━━━━━ Supplied material

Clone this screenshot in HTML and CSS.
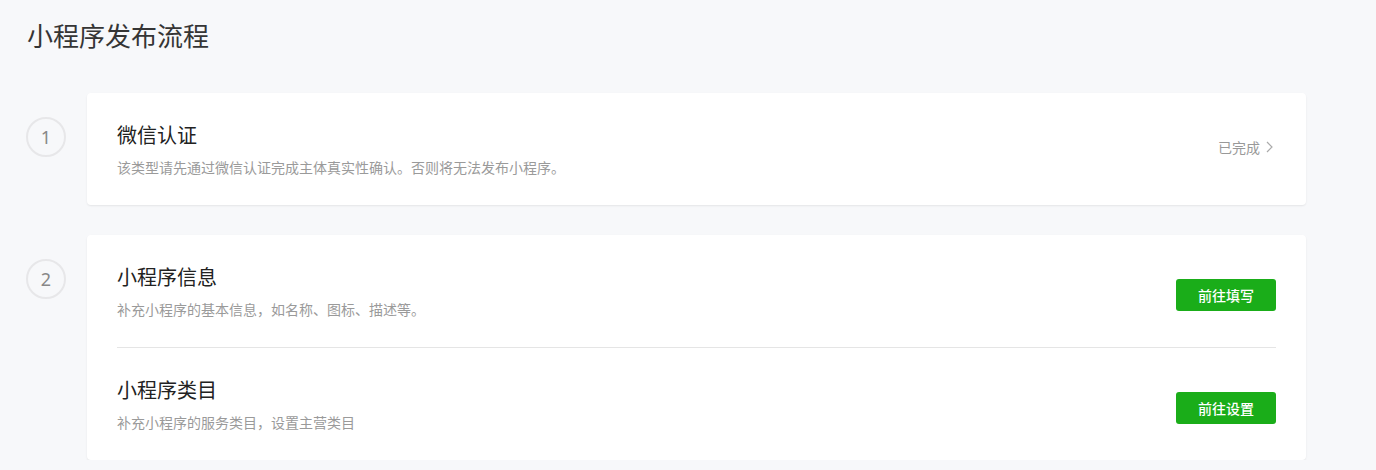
FILE: index.html
```html
<!DOCTYPE html>
<html lang="zh-CN">
<head>
<meta charset="utf-8">
<title>小程序发布流程</title>
<link rel="stylesheet" href="styles.css">
</head>
<body>
<div class="page">
  <h1 class="page-title">小程序发布流程</h1>
  <div class="steps">
    <div class="step">
      <div class="step-num">1</div>
      <div class="card">
        <div class="row">
          <div class="row-text">
            <div class="row-title">微信认证</div>
            <div class="row-desc">该类型请先通过微信认证完成主体真实性确认。否则将无法发布小程序。</div>
          </div>
          <a class="status">已完成<svg class="chev" width="7" height="12" viewBox="0 0 7 12"><path d="M1 1l5 5-5 5" fill="none" stroke="#aaa" stroke-width="1.2"/></svg></a>
        </div>
      </div>
    </div>
    <div class="step">
      <div class="step-num">2</div>
      <div class="card">
        <div class="row">
          <div class="row-text">
            <div class="row-title">小程序信息</div>
            <div class="row-desc">补充小程序的基本信息，如名称、图标、描述等。</div>
          </div>
          <button class="btn">前往填写</button>
        </div>
        <div class="row">
          <div class="row-text">
            <div class="row-title">小程序类目</div>
            <div class="row-desc">补充小程序的服务类目，设置主营类目</div>
          </div>
          <button class="btn">前往设置</button>
        </div>
      </div>
    </div>
  </div>
</div>
</body>
</html>
```

FILE: styles.css
```css
* { box-sizing: border-box; }
html, body {
  margin: 0;
  padding: 0;
  background: #f7f8fa;
  font-family: "Noto Sans CJK SC", "Noto Sans", sans-serif;
  color: #333;
}
.page {
  padding: 16px 70px 0 26px;
}
.page-title {
  margin: 0 0 0 1px;
  font-size: 26px;
  font-weight: 400;
  line-height: 38px;
  color: #353535;
}
.steps {
  display: flex;
  flex-direction: column;
  gap: 30px;
  margin-top: 39px;
}
.step {
  display: flex;
  align-items: flex-start;
  gap: 21px;
}
.step-num {
  flex: none;
  width: 40px;
  height: 40px;
  margin-top: 24px;
  border: 2px solid #e7e7e9;
  border-radius: 50%;
  display: flex;
  align-items: center;
  justify-content: center;
  font-family: "Noto Sans", sans-serif;
  font-size: 18px;
  color: #888;
}
.card {
  flex: 1;
  background: #fff;
  border-radius: 4px;
  box-shadow: 0 1px 2px rgba(0,0,0,0.08);
  padding: 0 30px;
}
.row {
  height: 112px;
  display: flex;
  align-items: center;
  justify-content: space-between;
}
.row + .row {
  border-top: 1px solid #e5e5e5;
  height: 113px;
}
.row-text {
  display: flex;
  flex-direction: column;
}
.row-title {
  font-size: 20px;
  line-height: 26px;
  color: #222;
}
.row-desc {
  margin-top: 9px;
  font-size: 14px;
  line-height: 20px;
  color: #9a9a9a;
}
.status {
  display: flex;
  align-items: center;
  gap: 6px;
  font-size: 14px;
  color: #999;
  margin: -4px 3px 0 0;
}
.chev { display: block; }
.btn {
  width: 100px;
  height: 32px;
  border: none;
  border-radius: 3px;
  background: #1aad19;
  color: #fff;
  font-family: "Noto Sans CJK SC", sans-serif;
  font-size: 14px;
  font-weight: 500;
  padding: 0;
  margin-top: 8px;
}
```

━━━━━━━━━━

Aim of the task: Return each line of the data, keeping its wording exact and omitting pictures.

Finished exercise:
Clone this screenshot in HTML and CSS.
FILE: index.html
```html
<!DOCTYPE html>
<html lang="zh-CN">
<head>
<meta charset="utf-8">
<title>小程序发布流程</title>
<link rel="stylesheet" href="styles.css">
</head>
<body>
<div class="page">
  <h1 class="page-title">小程序发布流程</h1>
  <div class="steps">
    <div class="step">
      <div class="step-num">1</div>
      <div class="card">
        <div class="row">
          <div class="row-text">
            <div class="row-title">微信认证</div>
            <div class="row-desc">该类型请先通过微信认证完成主体真实性确认。否则将无法发布小程序。</div>
          </div>
          <a class="status">已完成<svg class="chev" width="7" height="12" viewBox="0 0 7 12"><path d="M1 1l5 5-5 5" fill="none" stroke="#aaa" stroke-width="1.2"/></svg></a>
        </div>
      </div>
    </div>
    <div class="step">
      <div class="step-num">2</div>
      <div class="card">
        <div class="row">
          <div class="row-text">
            <div class="row-title">小程序信息</div>
            <div class="row-desc">补充小程序的基本信息，如名称、图标、描述等。</div>
          </div>
          <button class="btn">前往填写</button>
        </div>
        <div class="row">
          <div class="row-text">
            <div class="row-title">小程序类目</div>
            <div class="row-desc">补充小程序的服务类目，设置主营类目</div>
          </div>
          <button class="btn">前往设置</button>
        </div>
      </div>
    </div>
  </div>
</div>
</body>
</html>
```

FILE: styles.css
```css
* { box-sizing: border-box; }
html, body {
  margin: 0;
  padding: 0;
  background: #f7f8fa;
  font-family: "Noto Sans CJK SC", "Noto Sans", sans-serif;
  color: #333;
}
.page {
  padding: 16px 70px 0 26px;
}
.page-title {
  margin: 0 0 0 1px;
  font-size: 26px;
  font-weight: 400;
  line-height: 38px;
  color: #353535;
}
.steps {
  display: flex;
  flex-direction: column;
  gap: 30px;
  margin-top: 39px;
}
.step {
  display: flex;
  align-items: flex-start;
  gap: 21px;
}
.step-num {
  flex: none;
  width: 40px;
  height: 40px;
  margin-top: 24px;
  border: 2px solid #e7e7e9;
  border-radius: 50%;
  display: flex;
  align-items: center;
  justify-content: center;
  font-family: "Noto Sans", sans-serif;
  font-size: 18px;
  color: #888;
}
.card {
  flex: 1;
  background: #fff;
  border-radius: 4px;
  box-shadow: 0 1px 2px rgba(0,0,0,0.08);
  padding: 0 30px;
}
.row {
  height: 112px;
  display: flex;
  align-items: center;
  justify-content: space-between;
}
.row + .row {
  border-top: 1px solid #e5e5e5;
  height: 113px;
}
.row-text {
  display: flex;
  flex-direction: column;
}
.row-title {
  font-size: 20px;
  line-height: 26px;
  color: #222;
}
.row-desc {
  margin-top: 9px;
  font-size: 14px;
  line-height: 20px;
  color: #9a9a9a;
}
.status {
  display: flex;
  align-items: center;
  gap: 6px;
  font-size: 14px;
  color: #999;
  margin: -4px 3px 0 0;
}
.chev { display: block; }
.btn {
  width: 100px;
  height: 32px;
  border: none;
  border-radius: 3px;
  background: #1aad19;
  color: #fff;
  font-family: "Noto Sans CJK SC", sans-serif;
  font-size: 14px;
  font-weight: 500;
  padding: 0;
  margin-top: 8px;
}
```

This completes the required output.